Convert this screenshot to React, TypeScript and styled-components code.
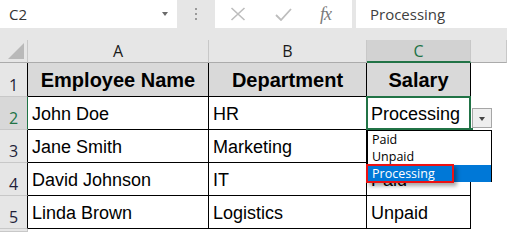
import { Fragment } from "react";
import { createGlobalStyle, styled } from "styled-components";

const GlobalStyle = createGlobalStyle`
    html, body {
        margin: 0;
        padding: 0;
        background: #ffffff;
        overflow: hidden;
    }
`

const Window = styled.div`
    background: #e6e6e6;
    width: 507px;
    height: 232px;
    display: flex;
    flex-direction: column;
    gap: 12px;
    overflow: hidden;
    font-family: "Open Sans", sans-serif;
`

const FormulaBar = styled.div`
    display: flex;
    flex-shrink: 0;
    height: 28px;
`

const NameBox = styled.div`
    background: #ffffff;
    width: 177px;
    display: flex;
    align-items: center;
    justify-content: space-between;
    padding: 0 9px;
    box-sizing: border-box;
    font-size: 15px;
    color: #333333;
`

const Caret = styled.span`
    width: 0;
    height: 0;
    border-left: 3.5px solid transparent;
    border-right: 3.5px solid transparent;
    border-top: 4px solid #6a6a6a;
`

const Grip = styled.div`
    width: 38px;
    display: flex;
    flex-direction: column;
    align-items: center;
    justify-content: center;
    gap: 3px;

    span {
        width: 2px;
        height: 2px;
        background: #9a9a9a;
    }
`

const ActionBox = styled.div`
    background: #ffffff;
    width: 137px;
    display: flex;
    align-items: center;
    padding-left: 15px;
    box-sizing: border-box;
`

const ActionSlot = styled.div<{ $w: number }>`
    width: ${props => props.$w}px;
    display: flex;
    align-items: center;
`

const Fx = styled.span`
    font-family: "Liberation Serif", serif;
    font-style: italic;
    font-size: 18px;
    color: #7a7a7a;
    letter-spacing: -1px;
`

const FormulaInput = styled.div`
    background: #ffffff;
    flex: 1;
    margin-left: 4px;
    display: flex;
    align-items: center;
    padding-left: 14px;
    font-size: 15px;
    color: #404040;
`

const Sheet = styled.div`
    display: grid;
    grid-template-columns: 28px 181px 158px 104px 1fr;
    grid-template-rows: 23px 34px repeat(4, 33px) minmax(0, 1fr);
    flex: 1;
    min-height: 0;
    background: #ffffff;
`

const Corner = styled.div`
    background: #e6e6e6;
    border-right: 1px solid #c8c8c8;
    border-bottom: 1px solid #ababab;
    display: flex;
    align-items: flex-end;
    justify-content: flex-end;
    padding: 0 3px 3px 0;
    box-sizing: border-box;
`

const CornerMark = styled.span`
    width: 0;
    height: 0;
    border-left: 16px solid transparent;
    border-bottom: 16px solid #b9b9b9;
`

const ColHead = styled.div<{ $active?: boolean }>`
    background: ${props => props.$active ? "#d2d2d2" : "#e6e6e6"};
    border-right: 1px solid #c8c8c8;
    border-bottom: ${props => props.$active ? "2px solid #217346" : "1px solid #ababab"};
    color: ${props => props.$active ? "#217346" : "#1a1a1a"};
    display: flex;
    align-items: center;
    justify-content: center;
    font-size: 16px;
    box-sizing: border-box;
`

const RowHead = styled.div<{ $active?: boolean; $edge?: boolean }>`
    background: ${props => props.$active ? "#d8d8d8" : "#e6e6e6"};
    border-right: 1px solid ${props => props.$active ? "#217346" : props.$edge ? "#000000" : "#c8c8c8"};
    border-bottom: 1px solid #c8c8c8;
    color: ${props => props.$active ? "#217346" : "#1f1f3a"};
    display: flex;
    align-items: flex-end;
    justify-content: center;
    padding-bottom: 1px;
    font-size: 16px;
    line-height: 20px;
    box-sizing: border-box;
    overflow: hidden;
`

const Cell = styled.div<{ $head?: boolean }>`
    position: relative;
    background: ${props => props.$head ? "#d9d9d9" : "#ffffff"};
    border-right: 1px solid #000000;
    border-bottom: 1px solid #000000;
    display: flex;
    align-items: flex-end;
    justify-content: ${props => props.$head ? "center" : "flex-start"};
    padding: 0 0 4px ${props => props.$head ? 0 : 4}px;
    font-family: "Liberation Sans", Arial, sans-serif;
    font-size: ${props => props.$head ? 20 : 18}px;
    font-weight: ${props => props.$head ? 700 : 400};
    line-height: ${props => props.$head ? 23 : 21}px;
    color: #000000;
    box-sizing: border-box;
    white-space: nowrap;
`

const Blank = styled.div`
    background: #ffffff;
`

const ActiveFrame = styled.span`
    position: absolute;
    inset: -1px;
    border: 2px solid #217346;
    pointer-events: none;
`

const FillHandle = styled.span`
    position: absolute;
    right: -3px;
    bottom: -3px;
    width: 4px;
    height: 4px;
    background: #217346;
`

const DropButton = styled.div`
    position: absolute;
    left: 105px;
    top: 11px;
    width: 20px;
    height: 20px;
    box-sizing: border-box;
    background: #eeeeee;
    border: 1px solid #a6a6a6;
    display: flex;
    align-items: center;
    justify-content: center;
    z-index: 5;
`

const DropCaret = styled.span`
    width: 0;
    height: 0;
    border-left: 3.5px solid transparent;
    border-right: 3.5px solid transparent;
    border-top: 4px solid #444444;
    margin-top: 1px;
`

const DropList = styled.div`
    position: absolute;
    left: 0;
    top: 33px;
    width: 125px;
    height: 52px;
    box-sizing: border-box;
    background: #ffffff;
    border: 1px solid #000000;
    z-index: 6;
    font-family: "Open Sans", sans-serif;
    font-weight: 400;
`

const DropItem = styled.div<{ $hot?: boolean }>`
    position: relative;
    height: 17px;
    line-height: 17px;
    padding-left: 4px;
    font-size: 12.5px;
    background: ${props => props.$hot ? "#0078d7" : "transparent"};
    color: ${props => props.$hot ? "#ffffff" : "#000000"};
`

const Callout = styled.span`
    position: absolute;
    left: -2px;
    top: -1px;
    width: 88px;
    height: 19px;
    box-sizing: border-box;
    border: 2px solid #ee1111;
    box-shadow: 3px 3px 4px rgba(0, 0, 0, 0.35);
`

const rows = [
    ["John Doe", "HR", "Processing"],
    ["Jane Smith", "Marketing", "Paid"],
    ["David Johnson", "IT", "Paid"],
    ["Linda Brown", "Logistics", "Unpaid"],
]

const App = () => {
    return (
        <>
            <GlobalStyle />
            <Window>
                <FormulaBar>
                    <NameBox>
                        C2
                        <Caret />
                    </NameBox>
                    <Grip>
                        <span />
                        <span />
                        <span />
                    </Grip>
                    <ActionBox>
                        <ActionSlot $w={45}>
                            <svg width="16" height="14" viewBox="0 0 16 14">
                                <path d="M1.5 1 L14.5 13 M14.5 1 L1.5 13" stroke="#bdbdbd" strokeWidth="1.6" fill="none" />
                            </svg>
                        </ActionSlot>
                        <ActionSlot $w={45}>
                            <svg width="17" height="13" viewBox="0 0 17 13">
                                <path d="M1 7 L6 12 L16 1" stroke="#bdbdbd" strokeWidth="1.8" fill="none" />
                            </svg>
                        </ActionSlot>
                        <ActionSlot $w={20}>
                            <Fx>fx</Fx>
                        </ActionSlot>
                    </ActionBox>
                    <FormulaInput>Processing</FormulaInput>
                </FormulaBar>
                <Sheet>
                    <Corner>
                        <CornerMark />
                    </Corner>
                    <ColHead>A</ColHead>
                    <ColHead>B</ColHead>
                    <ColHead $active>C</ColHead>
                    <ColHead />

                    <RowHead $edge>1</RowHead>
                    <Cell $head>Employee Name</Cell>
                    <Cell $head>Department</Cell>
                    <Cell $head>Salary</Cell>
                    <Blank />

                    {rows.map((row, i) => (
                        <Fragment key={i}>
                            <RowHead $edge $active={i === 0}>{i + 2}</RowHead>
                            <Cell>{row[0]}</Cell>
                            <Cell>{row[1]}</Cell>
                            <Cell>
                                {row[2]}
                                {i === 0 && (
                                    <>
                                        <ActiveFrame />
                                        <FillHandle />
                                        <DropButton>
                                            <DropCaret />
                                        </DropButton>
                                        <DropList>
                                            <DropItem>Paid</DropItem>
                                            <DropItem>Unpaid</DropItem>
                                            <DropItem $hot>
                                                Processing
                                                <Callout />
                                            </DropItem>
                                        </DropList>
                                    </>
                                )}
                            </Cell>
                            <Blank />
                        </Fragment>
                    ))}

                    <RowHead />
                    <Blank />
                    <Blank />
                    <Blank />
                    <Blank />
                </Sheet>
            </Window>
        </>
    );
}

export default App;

Instruction:
Select every line where the word "components" occurs.

Final result:
Convert this screenshot to React, TypeScript and styled-components code.
import { createGlobalStyle, styled } from "styled-components";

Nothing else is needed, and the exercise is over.